Leo won his first award, much to the delight of the entire audience, and Spotlight well and truly grabbed everyone’s attention by winning numerous awards.

Meanwhile, others were nowhere to be seen despite their presence being very much felt.

For weeks leading up to Sunday’s ceremony a political dialogue has been underway between the organisers, the media, and various parties that feel badly represented. Among them, it has been noted that the Oscars lack both racial and sexual diversity.

Today Curva shifts the spotlight a little and considers how an event such as the Oscars can change the way society sees diversity on the red carpet. After eco warrior Livia Forth used her red carped appearances to make a political statement about green fashion, we ask what messages society reads in the stylised images of the celebrities photographed.

Are performers of all shapes, sizes and ethnicity represented in such highly documented events? Does diversity truly exist in the images we see splashed across our newspapers?

Following the Sun’s controversial feature which rated the cleavage of this year’s stand out stars, it is clear that to this day female actresses’s bodies are objectified and studied before their art.  Furthermore, the lack of racial diversity has been cited by many as a further exemplar that our award ceremony society fails to judge the art forms in question objectively.

Among those who criticised the event and the apparent lack of ethnic and gender diversity were actress Jada Pinkett Smith and actor Spike Lee.  Chris Rock also commented on the political issue that was inevitably raised at Sunday’s ceremony. He said, “You’re damn right Hollywood’s racist.”

Rock’s honest comments sparked a great deal of debate on Twitter with some suggesting the Oscars have become far too politicised. However, Michael Schulman for The New Yorker said, “This year will be remembered, rightly, for its thorny racial politics and for the way that Rock, probably as well as anyone could, held the industry to account on its biggest night.”

What is therefore clear is that change continues to be needed as the pain of the minorities in question demands to be acknowledged. The issue is larger than racial history or gender politics in the industry. Instead, the underlying problem is undoubtedly the impact that the ongoing debate will have on future generations.

Will Smith spoke to Good Morning America and said, “this is about children who are going to sit down and see this and they’re not going to see themselves represented.”

Undoubtedly, what Smith alludes to is the worrying lack of representation that permeates from the pages of our tabloids to the psyche of young minds. All of which leaves us questioning who represents us in the million dollar industry.

What it boils down to is ultimately opportunity. It is not a case of nominating a black actress or photographing a plus size celebrity on the red carpet just to tick the minority box and seem politically correct. Instead, it’s about considering everyone, appreciating the art for the art’s sake and establishing a message in society that teaches young children that everyone is acknowledged and heard.

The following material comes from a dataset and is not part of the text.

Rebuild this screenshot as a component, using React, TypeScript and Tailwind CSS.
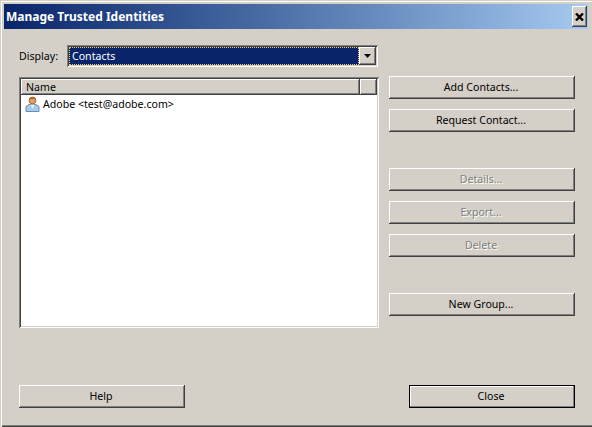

Women should not be graded based on the greatness of their cleavage but the merit of their performance and art. Actors and actresses should not have to boycott an evening of celebration in order to make a political message.

However, things can only be considered positive as we publish this piece. If people are voicing their irritation at the current setup, things can only get better as change is undoubtedly the next step.  Silenced minorities are always heard eventually.